Features features features

You now have the workforce to work on many things at the same time. This means that your business becomes able to put themselves close to the fire in order for them to make sure you are building the things that pay the bills. Their PO’s will take place in your teams and you’ll set up a process that helps in prioritising the demand. The moment you create these teams is also the moment Conway’s law starts to bite you. It states:

Organisations which design systems … are constrained to produce designs which are copies of the communication structures of these organisations

Lots of new features will be implemented. You’ll learn as a business that it’s sometimes best to apply validated learning. Set smaller goals, define how to measure them, validate the success, continue your path or improve and adjust course.

Your tech department will however learn that not all progress is measurable in the definitions of pageviews, turnover, performance and these metrics. Some effort is made, because of an ideology.

And Jumbo is big on that. We believe. We believe in Service with a smile. We believe in being every day low price. We believe in a pleasant shopping experience. We believe in a winning mentality, a positive attitude and an ability to overcome whatever it is you need to overcome.

Unfortunately, pushing all these features usually leads to a drain in Performance, lots of bugs, dissatisfaction on working on the product and lots of troubles keeping the boat floating. This is a hard, but a good spot to be in. You’ve proved that there is a huge demand for the course you’ve charted, you’re just not there yet to be able to cope with the demand.


Because you are working on óne application, it becomes increasingly hard to take ownership of your product. You’ll see product owners focussing on the new features they want to have in, but not focussing on the quality of the product. They’ve essentially became Problem Owners.

It’s a logical thing though. Since all functions are entangled in this one monolith, it’s impossible for them to take the ownership even if they’d want to. What we need is to crumble the monolith into pieces that can be owned. In order for them to be adopted by business to become something that they can take ownership off.

What you need here is a push from Development as well as from Business in unlocking business Capabilities. In order to determine the business capability you have to ask yourself: If I had a business and I would spend money on this, what would it enable me to do? Concrete examples would be:

  • the ability to process payments
  • the ability to send push messages to my customers
  • the ability to know where the order now physically is

Each ability is atomically defined. This inherently means that when I develop the functionality: ‘send a message 15 minutes before the order reaches the customer’, unlocks these building blocks (Business Capabilities) my other processes also benefit from. The more capabilities you unlock, the easier it becomes to combine them and service future business demands.

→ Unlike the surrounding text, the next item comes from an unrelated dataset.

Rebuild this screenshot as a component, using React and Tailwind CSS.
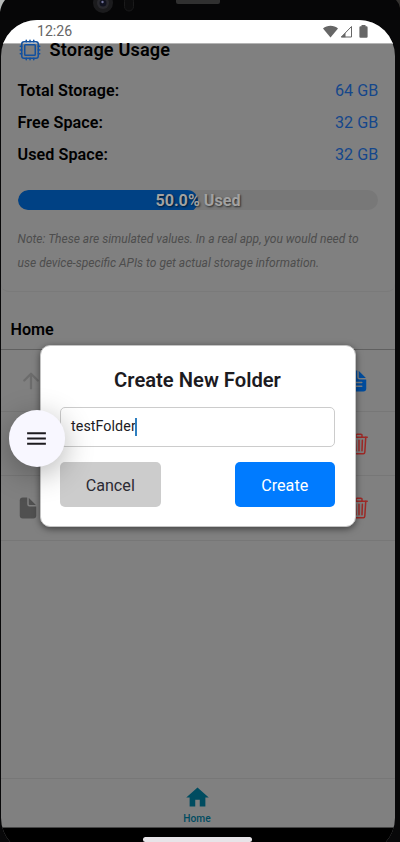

Development should dissect new incoming projects into business capabilities. This takes maturity in the sense that you will have to understand the challenges from the perspective of your customer, rather than your own technical perspective. Each piece of the puzzle has to be allocated around a business domain and serviced accordingly.

Business should start looking at their feature requests a bit different as well. Their opportunity versus cost analysis should deepen a bit, taking the unlocking of features into account.

Let’s say, we have three epics

  • 8 effort, 8 cost : Notify people whenever their basket offers expire
  • 5 effort, 5 cost : Send messages when we are 15 min away with order
  • 3 effort, 3 cost : Show average delivery time for the current order

None of these are ‘low hanging fruit’ you’d say. But what if I’d say:

  • if the 5/5 effort has been made whilst unlocking its true business capabilities (know where the order is, format a personalised message and send push messages to customers),
  • the 8/8 becomes an 8/3 (because we already can send push messages and personalise them)
  • and the 3/3 becomes a 3/1 (because we already collect metrics on delivery times)?

What we evidently miss is a factor that multiplies the opportunity value due to its unlocked capabilities.

You’ll get valuable things cheaper, ánd the entire room starts knowing about the capabilities, which enables you to allocate the capabilities at their respected owners.

You now have a service oriented architecture where people feel (and are) responsible for. New features won’t be accepted if they impact one of these services in a negative way. Bugs will be hunt, performance will be on top of mind. A project manager will have to talk with Product Owners to be able to integrate new functionality into their systems. A natural guard has been created.

Dev and Ops

If you create it, and you are responsible, you should run it. If you can’t run it yourself, you can’t be held fully responsible.

You should prevent a blame culture at all time. If someone can be blamed (rightfully or not), it will set a negative context. It poisons the atmosphere. It’s a constant excuse to underperform. And it might not be evident, but some take real comfort in this situation, it gives them power and personal validation to be able to be the hero when trouble arises. Therefore they might not be inclined to actually solve the problem at hand.

If you want to be the best, you should be in control. So if you need to roll an update now, nobody should be between you and the deployment. If you temporarily need more resources, you should be able to pull them. Of course you need to operate within boundaries, but for the simple stuff you should be empowered to ‘do it yourself’. And when something breaks, you should be held responsible. Only then you have the speed (agility) to improve continuously. Someone else cannot be held accountable for the software you wrote. And even more relevant, you won’t release bad code because it’s your head that rolls when it goes wrong.

DevOps doesn’t mean you do everything yourself though. But Ops becomes facilitating rather than steering. Steering Ops makes a lot of sense as long as your landscape primarily revolves around external applications, but when you build your own application it becomes an major blocker unless you can make the transition to facilitating the teams.

The good thing is that you, like no other, know how to prevent these problems. Becoming DevOps means, taking care of Quality Assurance within the designs of your code and deployment as well.


Whenever you find yourself lost in a transition due to scaling up rapidly, know that you just haven’t reached the operational optimum yet, and the turmoil you experience is needed to get to the next stage of maturity. Conway’s law is not a law because it has to be followed. It became a law because it’s a cascade of logical steps that will happen when you are in a certain situation.

If you can identify yourself with one of the steps in the document, find peace in that eventually your situation (with the willingness of all involved) will resolve to a well oiled machine. Transitions just take some time.